3. Regional Market Variations
Australia’s property market is far from uniform. While Perth and Brisbane have experienced strong growth, cities like Melbourne have seen stagnation or slight declines. This regional diversity prevents national-level shocks and supports overall market stability.
4. Interest Rates and Inflation
After a period of high interest rates, signs point to an easing monetary policy in 2025. Inflation has shown a downward trend, falling from 3.8% in June to 3.5% in July 2024. The Reserve Bank of Australia (RBA) is expected to cut rates by mid-2025, which would improve borrowing conditions and potentially boost buyer activity.
Will House Prices Rise or Fall in 2025?
The Australian property market is expected to continue its upward trajectory, albeit at a moderated pace. Factors such as strong migration, ongoing infrastructure investments, and the anticipated rate cuts are likely to drive demand. According to the Domain Forecast Report, cities like Perth, Adelaide, Sydney, and Brisbane are poised for further growth, with median house prices expected to exceed record highs by the end of FY25.
The Rental Market Outlook
The rental market will remain tight in 2025 due to the ongoing housing shortage. Rising demand, particularly in lifestyle suburbs and affordable regions, is expected to push rents higher.

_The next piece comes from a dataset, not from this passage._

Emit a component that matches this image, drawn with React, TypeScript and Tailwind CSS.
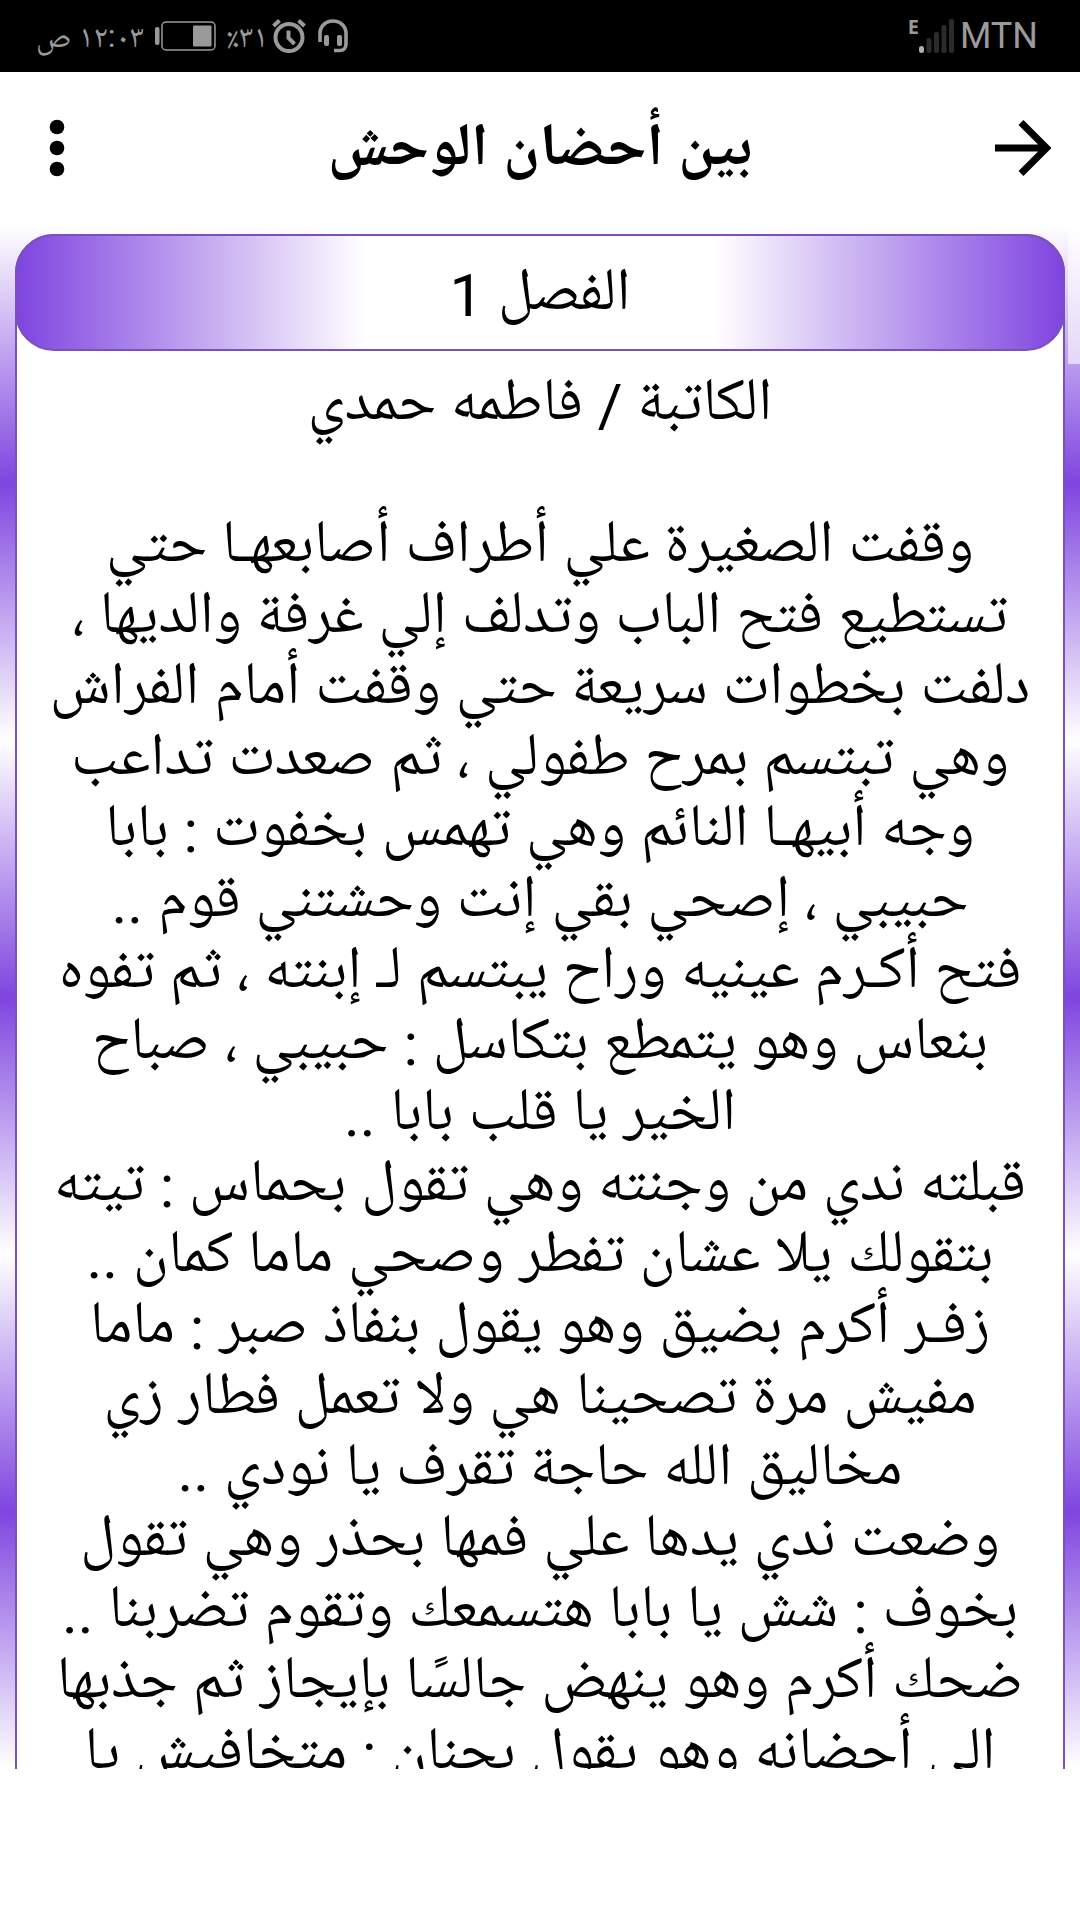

Investors have an opportunity to target areas with strong rental yields, as more Australians turn to renting in response to affordability challenges.
Adopting a Borderless Investment Strategy
With market dynamics shifting, savvy investors should consider a borderless approach. Expanding property searches to include affordable suburbs and regional markets can provide access to areas with strong growth potential. A well-balanced portfolio comprising high-growth cities and affordable regions can yield both short-term rental income and long-term capital appreciation.
Final Thoughts
While affordability pressures and high interest rates have slowed growth, the Australian property market remains underpinned by strong fundamentals. Supply shortages, population-driven demand, and resilient homeowners have kept the market steady. As we look ahead to 2025, the anticipated interest rate cuts and continued migration are expected to sustain property prices, ensuring that a crash remains unlikely.